Screening and validation of key genes involved in castration-resistant prostate cancer based on transcriptomics sequencing.

Prostate cancer is one of the most common malignant tumors occurring in the male reproductive system. Androgen deprivation therapy (ADT) is the primary treatment for prostate cancer. However, approximately 10-20% of advanced prostate cancer patients progress to castration-resistant prostate cancer (CRPC) within five years, posing a significant challenge to treatment. There is an urgent need to explore the causes and mechanisms of prostate cancer progression, and to identify new therapeutic targets and predictive markers. Utilize RNA-seq to screen for differentially expressed genes and alternative splicing events between androgen-sensitive prostate cancer cells and castration-resistant prostate cancer cells. Perform bioinformatics analysis on the differentially expressed genes. The expression levels of these genes were confirmed by real-time quantitative PCR (RT-qPCR); alternative splicing events related to castration resistance were verified through RT-PCR. The impact of the S100A6 gene on the proliferation and growth capabilities of PC3 and DU145 cells was analyzed using CCK8, colony formation, and EdU assays.
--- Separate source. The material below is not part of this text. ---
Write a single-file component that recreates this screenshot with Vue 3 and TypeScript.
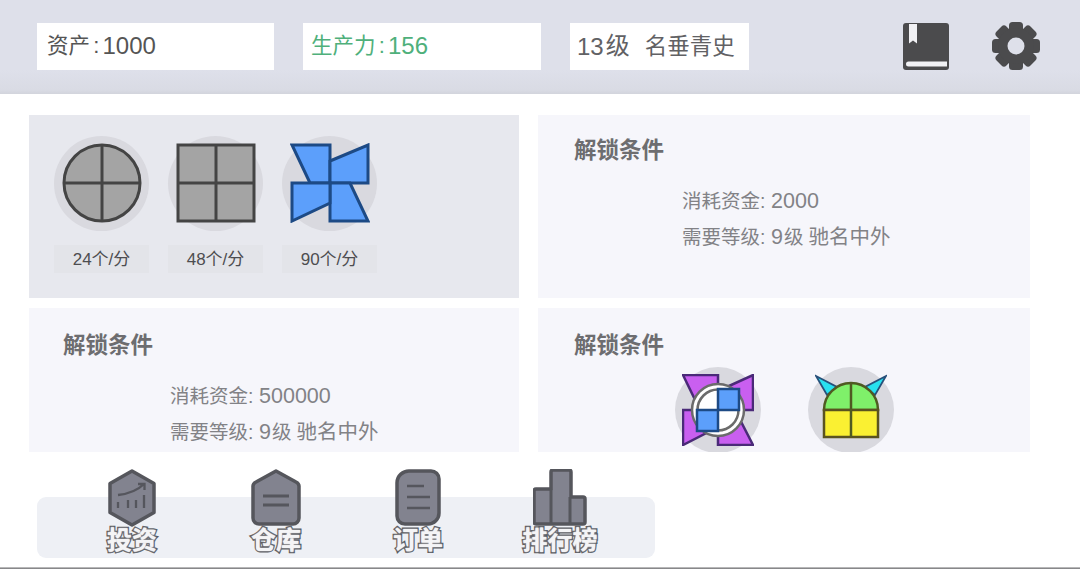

Cell migration was assessed using a wound healing assay. The RNA-seq analysis results showed that there were 4,830 differentially expressed genes in non-hormone-sensitive prostate cancer. GO enrichment analysis of these differentially expressed genes revealed significant enrichment in tumor-related signaling pathways such as regulation of cell cycle process, cell division, and regulation of cell projection organization. Further RT-qPCR detection results indicated that the mRNA expression of four genes, including S100A6, was upregulated, consistent with the transcriptome sequencing results. Downregulation of S100A6 expression significantly inhibited the proliferation and migration of non-hormone-dependent prostate cancer. In this study, we also identified many splicing alterations in cancer-related genes, with castration resistance-induced alternative splicing events closely related to the interaction networks of regulation of cell cycle process, cell division, and regulation of cell projection organization. Our research findings suggest that S100A6 may serve as a molecular marker or therapeutic target associated with castration resistance in prostate cancer, providing new insights into the molecular basis of this disease.